As it turns out, the only funny thing about this movie happens to be the irony that the directors (the Duplass Bros.) who apparently have about as much skill and qualification at making movies as a person who works the snack bar at the local bowling alley, actually got signed on to make a full production film. The joke was on us...Bravo Duplass siblings, you just disappointed the world.

So here is the story, and yes, it contains spoilers, but tough sh*t, I'm doing you a favor. We got a guy named John (Reilly), who is a burnt out, worthless slob of a man who got dumped and divorced 7 years prior by his now ex wife (Catherine Keener)..probably due to his personality, which resembles that of a wet mop left behind a toilet in a summer camp outhouse. And he still cant shake her, as we shortly find out after the ex wife walks in on him cranking one out with is pants down, which he of course uses "jock itch" as the excuse. Already the brown stain of Reilly's improv skills shows its true colors, right off the bat. So anyway, Keener and her new husband feel bad for John and decide to bring him to a house party, hopefully to have him meet some new people and ultimately get him laid. After getting overly drunk, he proceeds to dance like an complete A-hole and make a fool of himself to the song "Dont you want me" by Human League. No John, no one wants you. Not even Mama Cass, and shes dead. BUT WAIT!! after deciding to urinate on the outside patio tree with no remorse, along comes Molly(Tomei)and blurts out "nice penis" I guess this is how the Duplass duo interprets comedy, because this is probably the ONLY funny part in the movie. So from there its love at first sight and of course the still hot Tomei unrealistically has the hots for John *queue the Beauty and the Beast cliché* and they hit it off, enough to become an item...so much that Molly sleeps with John that night after the party..Go john!

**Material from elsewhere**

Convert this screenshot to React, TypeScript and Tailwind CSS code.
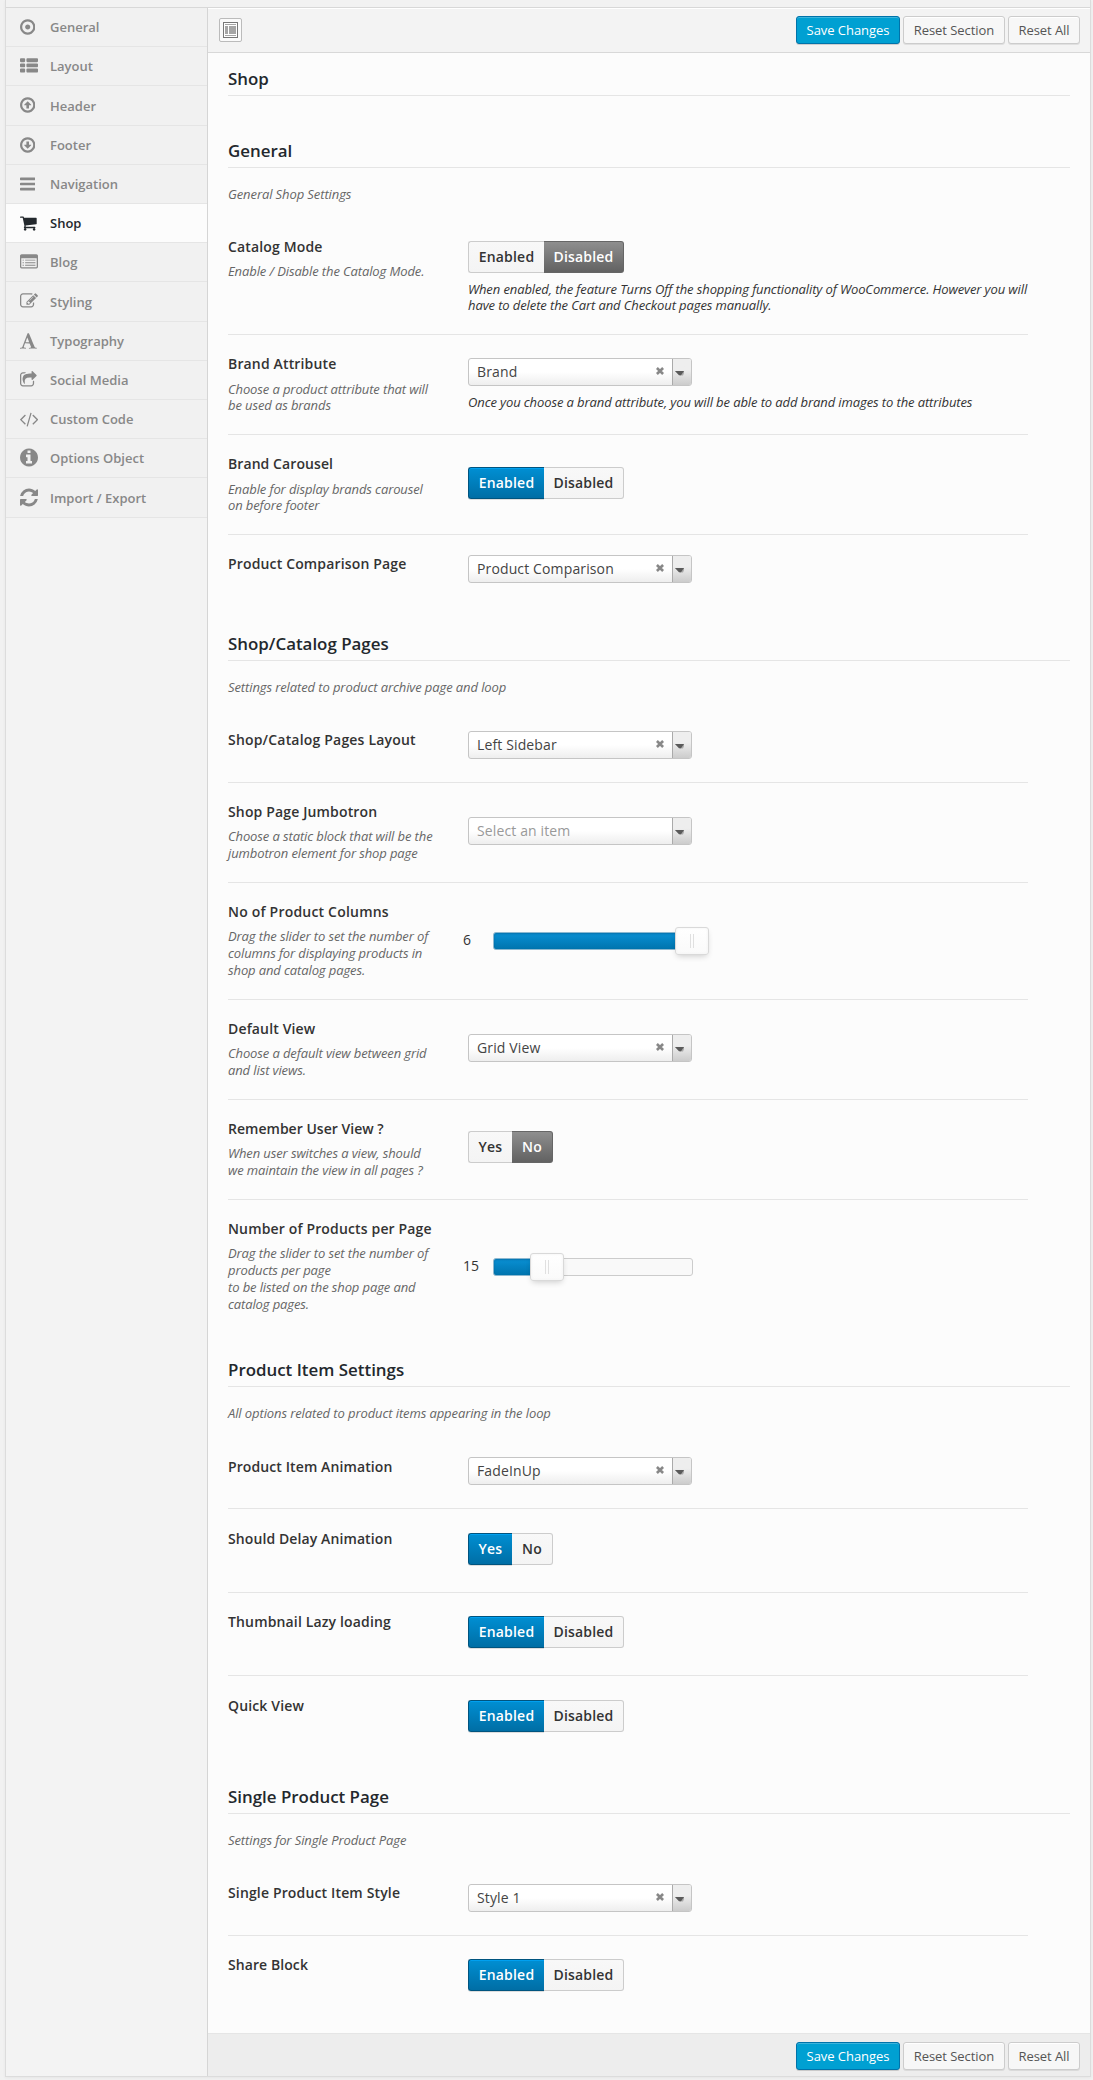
import type { ReactNode } from "react";

type Glyph = { x: number; w: number; d: string; size?: string };

const RING =
  "M896 352q-148 0-273 73t-198 198-73 273 73 273 198 198 273 73 273-73 198-198 73-273-73-273-198-198-273-73zm768 544q0 209-103 385.5t-279.5 279.5-385.5 103-385.5-103-279.5-279.5-103-385.5 103-385.5 279.5-279.5 385.5-103 385.5 103 279.5 279.5 103 385.5z";

const narrow = "w-[15.4px] h-[18px]";
const medium = "w-[16.7px] h-[18px]";
const wide = "w-[18px] h-[18px]";

const glyphs: Record<string, Glyph> = {
  dot: { x: 128, w: 1536, size: narrow, d: RING + "M1152 896q0 106-75 181t-181 75-181-75-75-181 75-181 181-75 181 75 75 181z" },
  list: {
    x: 0, w: 1792, size: wide,
    d: "M512 1248v192q0 40-28 68t-68 28h-320q-40 0-68-28t-28-68v-192q0-40 28-68t68-28h320q40 0 68 28t28 68zm0-512v192q0 40-28 68t-68 28h-320q-40 0-68-28t-28-68v-192q0-40 28-68t68-28h320q40 0 68 28t28 68zm1280 512v192q0 40-28 68t-68 28h-960q-40 0-68-28t-28-68v-192q0-40 28-68t68-28h960q40 0 68 28t28 68zm-1280-1024v192q0 40-28 68t-68 28h-320q-40 0-68-28t-28-68v-192q0-40 28-68t68-28h320q40 0 68 28t28 68zm1280 512v192q0 40-28 68t-68 28h-960q-40 0-68-28t-28-68v-192q0-40 28-68t68-28h960q40 0 68 28t28 68zm0-512v192q0 40-28 68t-68 28h-960q-40 0-68-28t-28-68v-192q0-40 28-68t68-28h960q40 0 68 28t28 68z",
  },
  up: { x: 128, w: 1536, size: narrow, d: RING + "M896 510l350 350v50h-220v340h-260v-340h-220v-50z" },
  down: { x: 128, w: 1536, size: narrow, d: RING + "M896 1282l350-350v-50h-220v-340h-260v340h-220v50z" },
  bars: {
    x: 128, w: 1536, size: narrow,
    d: "M1664 1344v128q0 26-19 45t-45 19h-1408q-26 0-45-19t-19-45v-128q0-26 19-45t45-19h1408q26 0 45 19t19 45zm0-512v128q0 26-19 45t-45 19h-1408q-26 0-45-19t-19-45v-128q0-26 19-45t45-19h1408q26 0 45 19t19 45zm0-512v128q0 26-19 45t-45 19h-1408q-26 0-45-19t-19-45v-128q0-26 19-45t45-19h1408q26 0 45 19t19 45z",
  },
  cart: {
    x: 64, w: 1664, size: medium,
    d: "M704 1536q0 52-38 90t-90 38-90-38-38-90 38-90 90-38 90 38 38 90zm896 0q0 52-38 90t-90 38-90-38-38-90 38-90 90-38 90 38 38 90zm128-1088v512q0 24-16.500 42.500t-40.500 21.500l-1044 122q13 60 13 70 0 16-24 64h920q26 0 45 19t19 45-19 45-45 19h-1024q-26 0-45-19t-19-45q0-11 8-31.500t16-36 21.500-40 15.500-29.500l-177-823h-204q-26 0-45-19t-19-45 19-45 45-19h256q16 0 28.500 6.500t19.500 15.500 13 24.500 8 26 5.500 29.500 4.500 26h1201q26 0 45 19t19 45z",
  },
  listAlt: {
    x: 0, w: 1792, size: wide,
    d: "M256 1180h128v90h-128zM256 920h128v90h-128zM256 660h128v90h-128zM512 1180h1024v90h-1024zM512 920h1024v90h-1024zM512 660h1024v90h-1024zM1664 1376v-832q0-13-9.500-22.500t-22.500-9.500h-1472q-13 0-22.500 9.500t-9.500 22.500v832q0 13 9.500 22.500t22.500 9.500h1472q13 0 22.500-9.500t9.500-22.500zm128-1088v1088q0 66-47 113t-113 47h-1472q-66 0-113-47t-47-113v-1088q0-66 47-113t113-47h1472q66 0 113 47t47 113z",
  },
  edit: {
    x: 0, w: 1792, size: wide,
    d: "M888 1184l116-116-152-152-116 116v56h96v96h56zm440-720q-16-16-33 1l-350 350q-17 17-1 33t33-1l350-350q17-17 1-33zm80 594v190q0 119-84.500 203.500t-203.500 84.500h-832q-119 0-203.500-84.500t-84.500-203.500v-832q0-119 84.500-203.500t203.500-84.500h832q63 0 117 25 15 7 18 23 3 17-9 29l-49 49q-14 14-32 8-23-6-45-6h-832q-66 0-113 47t-47 113v832q0 66 47 113t113 47h832q66 0 113-47t47-113v-126q0-13 9-22l64-64q15-15 35-7t20 29zm-96-738l288 288-672 672h-288v-288zm444 132l-92 92-288-288 92-92q28-28 68-28t68 28l152 152q28 28 28 68t-28 68z",
  },
  font: {
    x: 64, w: 1664, size: medium,
    d: "M789 559l-170 450q33 0 136.500 2t160.500 2q19 0 57-2-87-253-184-452zm-725 1105l2-79q23-7 56-12.500t57-10.500 49.500-14.500 44.500-29 31-50.500l237-616 280-724h128q8 14 11 21l205 480q33 78 106 257.500t114 274.500q15 34 58 144.500t72 168.500q20 45 35 57 19 15 88 29.500t84 20.500q6 38 6 57 0 5-.5 13.500t-.5 12.500q-63 0-190-8t-191-8q-76 0-215 7t-178 8q0-43 4-78l131-28q1 0 12.500-2.500t15.500-3.500 14.500-4.500 15-6.500 11-8 9-11 2.500-14q0-16-31-96.500t-72-177.500-42-100l-450-2q-26 58-76.500 195.500t-50.500 162.500q0 22 14 37.500t43.500 24.500 48.500 13.500 57 8.500 41 4q1 19 1 58 0 9-2 27-58 0-174.500-10t-174.500-10q-8 0-26.500 4t-21.500 4q-80 14-188 14z",
  },
  share: {
    x: 64, w: 1664, size: medium,
    d: "M1472 989v259q0 119-84.500 203.500t-203.500 84.500h-832q-119 0-203.500-84.500t-84.500-203.500v-832q0-119 84.500-203.500t203.500-84.500h255q13 0 22.500 9.500t9.500 22.500q0 27-26 32-77 26-133 60-10 4-16 4h-112q-66 0-113 47t-47 113v832q0 66 47 113t113 47h832q66 0 113-47t47-113v-214q0-19 18-29 28-13 54-37 16-16 35-8 21 9 21 29zm237-496l-384 384q-18 19-45 19-12 0-25-5-39-17-39-59v-192h-160q-323 0-438 131-119 137-74 473 3 23-20 34-8 2-12 2-16 0-26-13-10-14-21-31t-39.500-68.500-49.500-99.500-38.500-114-17.500-122q0-49 3.500-91t14-90 28-88 47-81.500 68.500-74 94.500-61.500 124.500-48.500 159.500-30.500 196.500-11h160v-192q0-42 39-59 13-5 25-5 26 0 45 19l384 384q19 19 19 45t-19 45z",
  },
  code: {
    x: -9, w: 1820, size: "w-[18.3px] h-[18px]",
    d: "M553 1399l-50 50q-10 10-23 10t-23-10l-466-466q-10-10-10-23t10-23l466-466q10-10 23-10t23 10l50 50q10 10 10 23t-10 23l-393 393 393 393q10 10 10 23t-10 23zm591-1067l-373 1291q-4 13-15.500 19.500t-23.500 2.500l-62-17q-13-4-19.500-15.500t-2.500-24.500l373-1291q4-13 15.500-19.500t23.500-2.500l62 17q13 4 19.500 15.500t2.500 24.500zm657 651l-466 466q-10 10-23 10t-23-10l-50-50q-10-10-10-23t10-23l393-393-393-393q-10-10-10-23t10-23l50-50q10-10 23-10t23 10l466 466q10 10 10 23t-10 23z",
  },
  info: {
    x: 128, w: 1536, size: "w-[18px] h-[21px]",
    d: "M1152 1376v-160q0-14-9-23t-23-9h-96v-512q0-14-9-23t-23-9h-320q-14 0-23 9t-9 23v160q0 14 9 23t23 9h96v320h-96q-14 0-23 9t-9 23v160q0 14 9 23t23 9h448q14 0 23-9t9-23zm-128-896v-160q0-14-9-23t-23-9h-192q-14 0-23 9t-9 23v160q0 14 9 23t23 9h192q14 0 23-9t9-23zm640 416q0 209-103 385.500t-279.500 279.500-385.500 103-385.500-103-279.500-279.500-103-385.500 103-385.500 279.500-279.500 385.500-103 385.500 103 279.500 279.500 103 385.500z",
  },
  refresh: {
    x: 128, w: 1536, size: "w-[18px] h-[21px]",
    d: "M1639 1056q0 5-1 7-64 268-268 434.500t-478 166.500q-146 0-282.500-55t-243.500-157l-129 129q-19 19-45 19t-45-19-19-45v-448q0-26 19-45t45-19h448q26 0 45 19t19 45-19 45l-137 137q71 66 161 102t187 36q134 0 250-65t186-179q11-17 53-117 8-23 30-23h192q13 0 22.500 9.500t9.500 22.500zm25-800v448q0 26-19 45t-45 19h-448q-26 0-45-19t-19-45 19-45l138-138q-148-137-349-137-134 0-250 65t-186 179q-11 17-53 117-8 23-30 23h-199q-13 0-22.500-9.500t-9.500-22.500v-7q65-268 270-434.500t480-166.500q146 0 284 55.500t245 156.500l130-129q19-19 45-19t45 19 19 45z",
  },
};

const menu = [
  { icon: "dot", label: "General" },
  { icon: "list", label: "Layout" },
  { icon: "up", label: "Header", tall: true },
  { icon: "down", label: "Footer" },
  { icon: "bars", label: "Navigation" },
  { icon: "cart", label: "Shop", active: true },
  { icon: "listAlt", label: "Blog" },
  { icon: "edit", label: "Styling", tall: true },
  { icon: "font", label: "Typography" },
  { icon: "share", label: "Social Media" },
  { icon: "code", label: "Custom Code" },
  { icon: "info", label: "Options Object" },
  { icon: "refresh", label: "Import / Export", tall: true },
];

function MenuIcon({ name }: { name: string }) {
  const g = glyphs[name];
  return (
    <svg className={`${g.size} shrink-0`} viewBox={`${g.x} 0 ${g.w} 1792`} fill="currentColor">
      <path d={g.d} />
    </svg>
  );
}

function Sidebar() {
  return (
    <nav className="w-[202px] shrink-0 border-r border-[#d5d5d5] bg-[#f3f3f3]">
      {menu.map((m) => (
        <a
          key={m.label}
          className={`flex items-center border-b border-[#e5e5e5] pl-[14px] text-[13px] leading-[20px] font-semibold ${
            m.tall ? "h-[40px]" : "h-[39px]"
          } ${m.active ? "bg-[#fcfcfc] text-[#23282d]" : "bg-[#f1f1f1] text-[#888888]"}`}
        >
          <span className="flex w-[30px] items-center pb-px">
            <MenuIcon name={m.icon} />
          </span>
          <span>{m.label}</span>
        </a>
      ))}
    </nav>
  );
}

function Actions() {
  const plain =
    "flex h-[28px] items-center justify-center rounded-[3px] border border-[#cccccc] bg-[#f7f7f7] text-[#555555] shadow-[inset_0_1px_0_#fff,0_1px_0_rgba(0,0,0,0.08)]";
  return (
    <div className="flex gap-[3px] text-[13px] leading-[20px] tracking-[-0.05px]">
      <button className="flex h-[28px] w-[104px] items-center justify-center rounded-[3px] border border-[#0073aa] bg-[#00a0d2] text-white shadow-[inset_0_1px_0_rgba(120,200,230,0.5),0_1px_0_rgba(0,0,0,0.15)]">
        Save Changes
      </button>
      <button className={`${plain} w-[102px]`}>Reset Section</button>
      <button className={`${plain} w-[72px]`}>Reset All</button>
    </div>
  );
}

function Select({ value, placeholder }: { value?: string; placeholder?: string }) {
  return (
    <div className="flex h-[28px] w-[224px] overflow-hidden rounded-[3px] border border-[#c5c5c5] bg-linear-to-b from-white from-50% to-[#eeeeee] text-[14px] tracking-[0.13px]">
      <span className={`flex flex-1 items-center pb-px pl-[8px] ${value ? "text-[#444444]" : "text-[#999999]"}`}>
        {value ?? placeholder}
      </span>
      {value && (
        <svg className="mt-[8px] mr-[8px] h-[8px] w-[8px]" viewBox="0 0 8 8" stroke="#888" strokeWidth="2.700">
          <path d="M0.900 1L7.100 7M7.100 1L0.900 7" />
        </svg>
      )}
      <span className="w-[19px] border-l border-[#aaaaaa] bg-linear-to-b from-[#eeeeee] from-40% to-[#cccccc] pt-[12px] pl-[2px]">
        <svg className="h-[5px] w-[9px]" viewBox="0 0 9 5">
          <path d="M0 0H9V2L8 4.500H5z" fill="#aaa" />
          <path d="M0 0H9L6 4.300H4z" fill="#5a5a5a" />
        </svg>
      </span>
    </div>
  );
}

function Toggle({ on, off, value, onWidth, offWidth }: { on: string; off: string; value: boolean; onWidth: string; offWidth: string }) {
  const cell = "flex items-center justify-center border-y pb-px";
  const idle = "border-[#cccccc] bg-linear-to-b from-[#f8f8f8] to-[#f4f4f4] text-[#333333]";
  return (
    <div className="flex h-[32px] text-[14px] font-semibold tracking-[0.2px]">
      <span
        className={`${cell} ${onWidth} rounded-l-[3px] border-l ${
          value
            ? "border-[#00547f] bg-linear-to-b from-[#008fd3] to-[#006ea5] text-white shadow-[inset_0_1px_0_#00a0f0,0_1px_0_rgba(0,0,0,0.12)]"
            : idle
        }`}
      >
        {on}
      </span>
      <span
        className={`${cell} ${offWidth} rounded-r-[3px] border-r ${
          value ? idle : "border-[#666666] bg-linear-to-b from-[#8e8e8e] to-[#626262] text-white"
        }`}
      >
        {off}
      </span>
    </div>
  );
}

function Enabled({ value = true }: { value?: boolean }) {
  return <Toggle on="Enabled" off="Disabled" value={value} onWidth="w-[76px]" offWidth="w-[80px]" />;
}

function YesNo({ value }: { value: boolean }) {
  return <Toggle on="Yes" off="No" value={value} onWidth="w-[44px]" offWidth="w-[41px]" />;
}

function Slider({ value, at }: { value: number; at: number }) {
  return (
    <div className="-ml-[5px] flex h-[28px] items-center">
      <span className="w-[30px] pb-[3px] text-[14px] text-[#333333]">{value}</span>
      <div className="relative flex h-[18px] w-[200px] rounded-[3px] border border-[#cccccc] bg-[#f9f9f9]">
        <div
          className="-my-px -ml-px rounded-l-[3px] border border-[#8cb8d0] bg-linear-to-b from-[#0a90d4] to-[#0074ae] shadow-[inset_0_1px_2px_rgba(0,60,100,0.35)]"
          style={{ width: at + 4 }}
        />
        <span
          className="absolute -top-[6px] flex h-[28px] w-[34px] items-center justify-center gap-[2px] rounded-[3px] border border-[#d9d9d9] bg-linear-to-b from-white to-[#fafafa] shadow-[inset_0_0_3px_#f0f0f0,0_3px_6px_-2px_rgba(0,0,0,0.2)]"
          style={{ left: at }}
        >
          <i className="h-[14px] w-px bg-[#e0e0e0]" />
          <i className="h-[14px] w-px bg-[#e0e0e0]" />
        </span>
      </div>
    </div>
  );
}

function Heading({ children, height = "h-[72px]" }: { children: ReactNode; height?: string }) {
  return (
    <h2 className={`${height} flex items-end border-b border-[#e5e5e5] pb-[6px] text-[16.9px] leading-[20px] font-semibold text-[#23282d]`}>
      {children}
    </h2>
  );
}

function Section({ title, note, children }: { title: string; note: string; children: ReactNode }) {
  return (
    <section>
      <Heading>{title}</Heading>
      <p className="h-[50px] pt-[17.500px] text-[13px] leading-[17px] tracking-[-0.1px] text-[#666666] italic">{note}</p>
      {children}
    </section>
  );
}

type RowProps = {
  title: string;
  lines?: string[];
  tight?: boolean;
  height: string;
  pad: string;
  labelPad?: string;
  spacing?: string;
  last?: boolean;
  help?: string[];
  children: ReactNode;
};

function Row({
  title,
  lines = [],
  tight,
  height,
  pad,
  labelPad = "pt-[19px]",
  spacing = "tracking-[0.15px]",
  last,
  help = [],
  children,
}: RowProps) {
  return (
    <div className={`flex w-[800px] ${height} ${last ? "" : "border-b border-[#e5e5e5]"}`}>
      <div className={`w-[240px] shrink-0 ${labelPad}`}>
        <h3 className={`text-[14px] leading-[20px] font-semibold text-[#333333] ${spacing}`}>{title}</h3>
        <div className={`text-[13px] tracking-[-0.11px] whitespace-nowrap text-[#666666] italic ${tight ? "pt-[7px] leading-[16px]" : "pt-[5.500px] leading-[17px]"}`}>
          {lines.map((l) => (
            <p key={l}>{l}</p>
          ))}
        </div>
      </div>
      <div className={pad}>
        {children}
        <div className="pt-[8px] text-[13px] leading-[16px] tracking-[-0.105px] whitespace-nowrap text-[#333333] italic">
          {help.map((l) => (
            <p key={l}>{l}</p>
          ))}
        </div>
      </div>
    </div>
  );
}

export default function App() {
  return (
    <div className="h-[2080px] w-[1093px] overflow-hidden bg-[#f1f1f1] font-['Open_Sans',sans-serif]">
      <div className="ml-[5px] flex h-[2077px] w-[1086px] flex-col border-x border-b border-[#dcdcdc] shadow-[0_1px_3px_rgba(0,0,0,0.05)]">
        <div className="h-[8px] shrink-0 border-b border-[#d8d8d8] bg-[#f2f2f2]" />
        <div className="flex flex-1">
          <Sidebar />
          <main className="flex flex-1 flex-col bg-[#fcfcfc]">
            <div className="flex h-[45px] items-start justify-between border-t border-b border-t-white border-b-[#d8d8d8] bg-[#f3f3f3] pr-[10px] pl-[11px]">
              <button className="mt-[9px] flex h-[24px] w-[23px] items-center justify-center rounded-[2px] border border-[#bbbbbb] bg-[#fafafa]">
                <svg className="h-[16px] w-[15px]" viewBox="0 0 15 16">
                  <rect x="0.500" y="0.500" width="14" height="15" fill="#fff" stroke="#777" />
                  <path d="M2 2h11v1H2zM2 13h11v1H2zM2 4h3v8H2zM6 4h7v8H6z" fill="#a5a5a5" />
                </svg>
              </button>
              <div className="mt-[7px]">
                <Actions />
              </div>
            </div>
            <div className="flex-1 pr-[20px] pl-[20px]">
              <Heading height="h-[43px]">Shop</Heading>

              <Section title="General" note="General Shop Settings">
                <Row
                  title="Catalog Mode"
                  lines={["Enable / Disable the Catalog Mode."]}
                  height="h-[117px]"
                  pad="pt-[23px]"
                  help={[
                    "When enabled, the feature Turns Off the shopping functionality of WooCommerce. However you will",
                    "have to delete the Cart and Checkout pages manually.",
                  ]}
                >
                  <Enabled value={false} />
                </Row>
                <Row
                  title="Brand Attribute"
                  lines={["Choose a product attribute that will", "be used as brands"]}
                  tight
                  height="h-[100px]"
                  pad="pt-[23px]"
                  help={["Once you choose a brand attribute, you will be able to add brand images to the attributes"]}
                >
                  <Select value="Brand" />
                </Row>
                <Row
                  title="Brand Carousel"
                  spacing="tracking-[0.08px]"
                  lines={["Enable for display brands carousel", "on before footer"]}
                  tight
                  height="h-[100px]"
                  pad="pt-[32px]"
                >
                  <Enabled />
                </Row>
                <Row title="Product Comparison Page" height="h-[54px]" pad="pt-[20px]" last>
                  <Select value="Product Comparison" />
                </Row>
              </Section>

              <Section title="Shop/Catalog Pages" note="Settings related to product archive page and loop">
                <Row title="Shop/Catalog Pages Layout" spacing="tracking-[0.19px]" height="h-[72px]" pad="pt-[20px]">
                  <Select value="Left Sidebar" />
                </Row>
                <Row title="Shop Page Jumbotron" lines={["Choose a static block that will be the", "jumbotron element for shop page"]} height="h-[100px]" pad="pt-[34px]">
                  <Select placeholder="Select an item" />
                </Row>
                <Row
                  title="No of Product Columns"
                  spacing="tracking-[0.2px]"
                  lines={["Drag the slider to set the number of", "columns for displaying products in", "shop and catalog pages."]}
                  height="h-[117px]"
                  pad="pt-[44px]"
                >
                  <Slider value={6} at={181} />
                </Row>
                <Row title="Default View" lines={["Choose a default view between grid", "and list views."]} height="h-[100px]" pad="pt-[34px]">
                  <Select value="Grid View" />
                </Row>
                <Row
                  title="Remember User View ?"
                  spacing="tracking-[0.02px]"
                  lines={["When user switches a view, should", "we maintain the view in all pages ?"]}
                  height="h-[100px]"
                  pad="pt-[31px]"
                >
                  <YesNo value={false} />
                </Row>
                <Row
                  title="Number of Products per Page"
                  lines={["Drag the slider to set the number of", "products per page", "to be listed on the shop page and", "catalog pages."]}
                  height="h-[115px]"
                  pad="pt-[53px]"
                  last
                >
                  <Slider value={15} at={36} />
                </Row>
              </Section>

              <Section title="Product Item Settings" note="All options related to product items appearing in the loop">
                <Row title="Product Item Animation" spacing="tracking-[0.1px]" labelPad="pt-[20px]" height="h-[72px]" pad="pt-[20px]">
                  <Select value="FadeInUp" />
                </Row>
                <Row title="Should Delay Animation" spacing="tracking-[0.1px]" labelPad="pt-[20px]" height="h-[84px]" pad="pt-[24px]">
                  <YesNo value={true} />
                </Row>
                <Row title="Thumbnail Lazy loading" height="h-[83px]" pad="pt-[23px]">
                  <Enabled />
                </Row>
                <Row title="Quick View" labelPad="pt-[20px]" height="h-[66px]" pad="pt-[24px]" last>
                  <Enabled />
                </Row>
              </Section>

              <Section title="Single Product Page" note="Settings for Single Product Page">
                <Row title="Single Product Item Style" height="h-[72px]" pad="pt-[20px]">
                  <Select value="Style 1" />
                </Row>
                <Row title="Share Block" spacing="tracking-[0.08px]" height="h-[70px]" pad="pt-[23px]" last>
                  <Enabled />
                </Row>
              </Section>
            </div>
            <div className="flex h-[43px] shrink-0 items-start justify-end border-t border-[#e5e5e5] bg-[#ededed] pt-[8px] pr-[10px]">
              <Actions />
            </div>
          </main>
        </div>
      </div>
    </div>
  );
}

Now after some strange behavior from Molly that throws John for a loop, he decides to follow her home where he proceeds to stalk around her house like a peeping tom. This is where we meet Cyrus,Molly's vapid, rotund, and hard to look at son played by Hill, who you may recall having a penis drawing addiction in Superbad ( a real comedy)

Anyway his character in this crap-fest is a weird, awkward, needy and deceiving individual, who basically has an Oedipus Rex syndrome fascination for his mom. I mean seriously, get a grip Cyrus. I expected to next see him walking around in a diaper with a binky in his mouth.

The rest of the movie consists of a tension between John and Cyrus...at one point Cyrus, the great lard-ass deceiver, triumphantly hides Johns shoes in closet which John later finds out and makes a big stink of "what are you going to hide next on me, my f*&king belt?" I take this as the crappy climax to the film (btw, my buddy had already fallen asleep on the couch, woke up and headed for bed, but I had to be the glutton for punishment, staying awake to watch the whole thing, refusing to believe that a movie could be so utterly worthless). So Molly finds out and blames the situation on Cyrus's clingy upbringing and her own over-bearingness to the morbidly obese brat, who at this point you feel like taking out to the parking lot and slapping the Man-gina out of him. John cant take it anymore, moves back to a dumpy apartment and tries to go back to his sad existence curing his jock itch. Molly, finally growing a pair tells Cyrus to buck up and start acting like an adult. Cyrus goes back to John to beg for him back, but not before getting drunk at a wedding and wrestling John to the ground and saying "leave us the f*&k alone!!!" I am sorry, was I supposed to shed a tear at this scene? because instead I just stared at the screen in amazement that this movie was still even playing in front of me and hadn't done something more productive with myself, like for instance, taking a dump or popping that pesky zit.

So the movie ends abruptly, like most "indy" ones tend to do pretentiously, hoping to leave you with a sense of wonder and the begging of question "oh no, did John work it out?" "I hope Cyrus worked out his problems" or "Molly was such a deep character, she must of had some underlying problems of why she sheltered Cyrus"

Samantics. a movie with a identity problem, filled with boring dialogue, mixed in with want-to-be profound shaky camera and zoom in and out over and over that would even make Andy frigging Warhol want to put a gun to his head.

that is my review of Cyrus. Now excuse me, I have more important things to do, like cleaning out the cat box.